Jarold gazed down into the crater again and treacherous doubt began to creep between his thoughts of righteousness revenge. But it was not the size of the ork horde that filled Brother Jarold’s mind with appalled awe and wonder but the effigy that they had virtually finished digging out of the solid ice of the glacier that had spilled between the frost-chiselled peaks into this valley like some great frozen and fractured river.
Venerable Rhodomanus saw it too. And remembered.
The war machine. An appalling amalgamation of scavenged weapons and armour, the product of unholy alien engineering and genetically pre-programmed habit, the living embodiment of ork savagery and the re
lentless desire for war.
The monster – for it was a monster – crashed across the glacier, decimating the Crimson Fists’ frontline. The Space Marines brought their armour and heavy weapons to bear but it was too little compared to the might of the monstrous god-machine that now marched to war before them.

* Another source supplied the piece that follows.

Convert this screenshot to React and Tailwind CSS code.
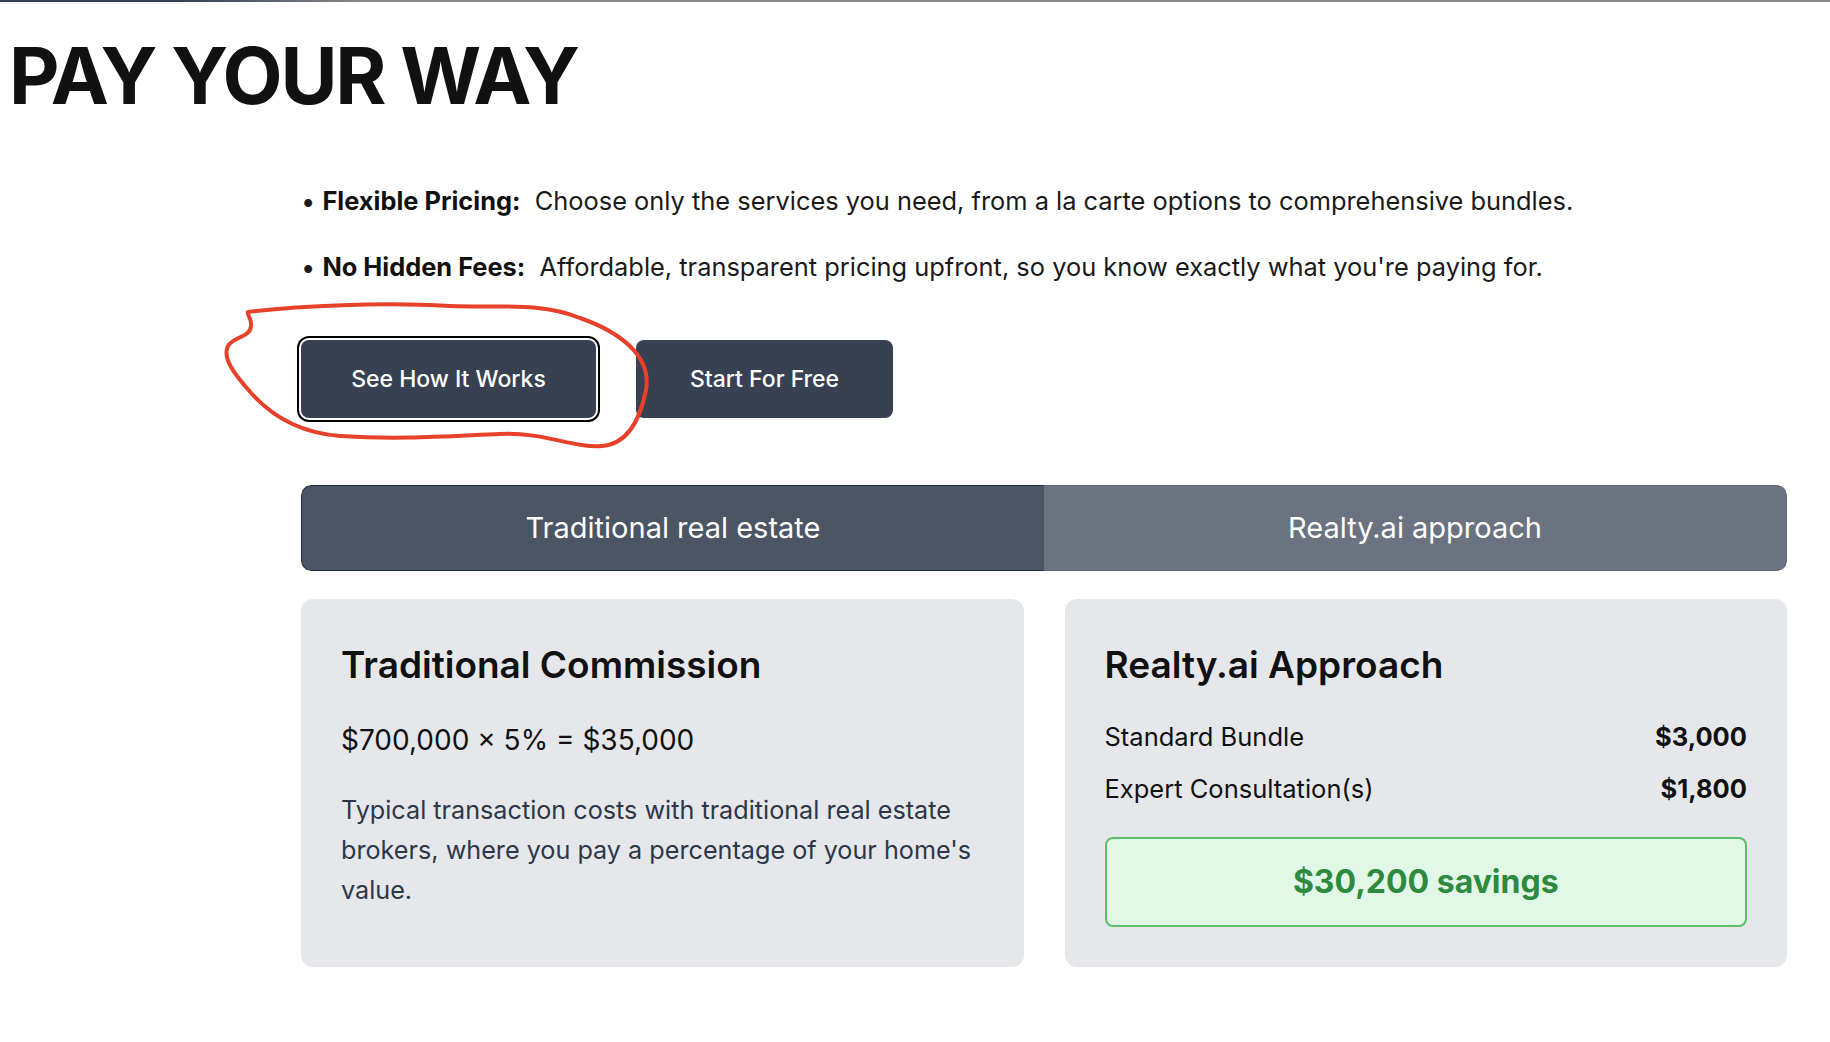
export default function App() {
  return (
    <div className="relative min-h-screen bg-white font-['Inter',sans-serif] text-[#111]">
      {/* top accent line */}
      <div className="h-[2px] w-full bg-gradient-to-r from-[#364155] from-10% to-[#8a8a8a] to-20%" />

      <h1 className="mt-[34px] pl-[9px] text-[78px] font-bold leading-[80px] tracking-[-0.03em] text-[#111]">
        PAY YOUR WAY
      </h1>

      <div className="ml-[301px] mr-[43px]">
        {/* bullets */}
        <div className="mt-[69px] flex flex-col gap-[34px] text-[25.4px] leading-[32px] text-[#1a1a1a]">
          <p>
            • <span className="font-bold text-[#111]">Flexible Pricing:</span>&nbsp; Choose only the services you need, from a la carte options to comprehensive bundles.
          </p>
          <p>
            • <span className="font-bold text-[#111]">No Hidden Fees:</span>&nbsp; Affordable, transparent pricing upfront, so you know exactly what you're paying for.
          </p>
        </div>

        {/* buttons */}
        <div className="mt-[57px] flex gap-[40px]">
          <button className="h-[78px] w-[295px] rounded-[8px] bg-[#374151] text-[23px] font-medium text-white ring-2 ring-black ring-offset-2 ring-offset-white">
            See How It Works
          </button>
          <button className="h-[78px] w-[257px] rounded-[8px] bg-[#374151] text-[23px] font-medium text-white">
            Start For Free
          </button>
        </div>

        {/* tabs */}
        <div className="mt-[67px] flex h-[86px] overflow-hidden rounded-[10px] text-[29px] text-white">
          <div className="flex flex-1 items-center justify-center rounded-l-[10px] border border-r-0 border-[#1f2d44] bg-[#4b5563]">
            Traditional real estate
          </div>
          <div className="flex flex-1 items-center justify-center rounded-r-[10px] border border-l-0 border-[#5f6675] bg-[#6b7280]">
            Realty.ai approach
          </div>
        </div>

        {/* cards */}
        <div className="mt-[28px] grid grid-cols-2 gap-[41px]">
          <div className="rounded-[12px] bg-[#e5e7eb] px-10 pb-10 pt-11">
            <h2 className="text-[37px] font-semibold leading-[44px] text-[#111]">Traditional Commission</h2>
            <p className="mt-[35px] text-[28px] leading-[36px] text-[#111]">$700,000 × 5% = $35,000</p>
            <p className="mt-[32px] text-[25.2px] leading-[40px] text-[#2d3748]">
              Typical transaction costs with traditional real estate brokers, where you pay a percentage of your home's value.
            </p>
          </div>
          <div className="rounded-[12px] bg-[#e5e7eb] px-10 pb-10 pt-11">
            <h2 className="text-[37px] font-semibold leading-[44px] text-[#111]">Realty.ai Approach</h2>
            <div className="mt-[34px] flex flex-col gap-[20px] text-[25.5px] leading-[32px] text-[#111]">
              <div className="flex justify-between">
                <span>Standard Bundle</span>
                <span className="font-bold">$3,000</span>
              </div>
              <div className="flex justify-between">
                <span>Expert Consultation(s)</span>
                <span className="font-bold">$1,800</span>
              </div>
            </div>
            <div className="mt-[32px] flex h-[90px] items-center justify-center rounded-[8px] border-2 border-[#5cc06a] bg-[#e2f8e7] text-[32px] font-bold text-[#2e8a3e]">
              $30,200 savings
            </div>
          </div>
        </div>
      </div>

      {/* hand-drawn annotation */}
      <svg
        className="pointer-events-none absolute left-0 top-0"
        width="1830"
        height="1042"
        viewBox="0 0 1830 1042"
        fill="none"
      >
        <path
          d="M248 312 C300 306, 380 302, 450 306 C500 308, 540 302, 580 318 C620 332, 652 356, 646 390 C640 420, 628 444, 602 446 C572 448, 545 432, 500 434 C450 436, 400 440, 340 436 C300 433, 272 416, 252 394 C234 374, 222 358, 228 346 C234 336, 250 338, 251 326 C252 318, 246 314, 248 312"
          stroke="#e8412a"
          strokeWidth="4"
          strokeLinecap="round"
          strokeLinejoin="round"
        />
      </svg>
    </div>
  );
}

Desperate times called for desperate measures and Rhodomanus had never known them more desperate. Something had to be done to bring about the destruction of this angry god.
And so, supported by his noble brethren Fists, he had strode forth to conquer the beast in one final act of self-sacrifice. His battle-brothers falling one by one at his side, giving their lives – all of them – that he might complete his final mission, weathering shoota, kannon, gatler and a storm of rokkits, the ancient was able to breach the stompa’s shields and place the thermal charges at its very feet.
‘The Emperor protects,’ he intoned, quietly resigned to his fate.
Then all was white noise, heat and light.
For one brief moment the ice of millennia became a torrent of liquid water again and the blazing stompa sank beneath the sudden waves. The force of the blast hurled Rhodomanus across the sky like a blazing comet and he thought he heard the Emperor calling him to serve at his side in the next world…
‘The idol lives,’ Rhodomanus breathed.
It was clear to all – and not just Techmarine Isendur’s practised eye – that the orks had finished carving the remains of the war machine from the body of the glacier and were now busy attempting to reactivate it; re-fuelling it, testing its growling motive systems and firing off bursts of random weapons-fire from its many and varied weapon emplacements.
There was a hungry roar of pistons firing and thick billows of greasy black smoke gouted from the proliferation of smoke-stacks and exhaust flues that rose from the back of the alien war idol.
‘That, I take it, is not the source of the signal we have been tracking, is it?’ Jarold quizzed the Techmarine standing beside him.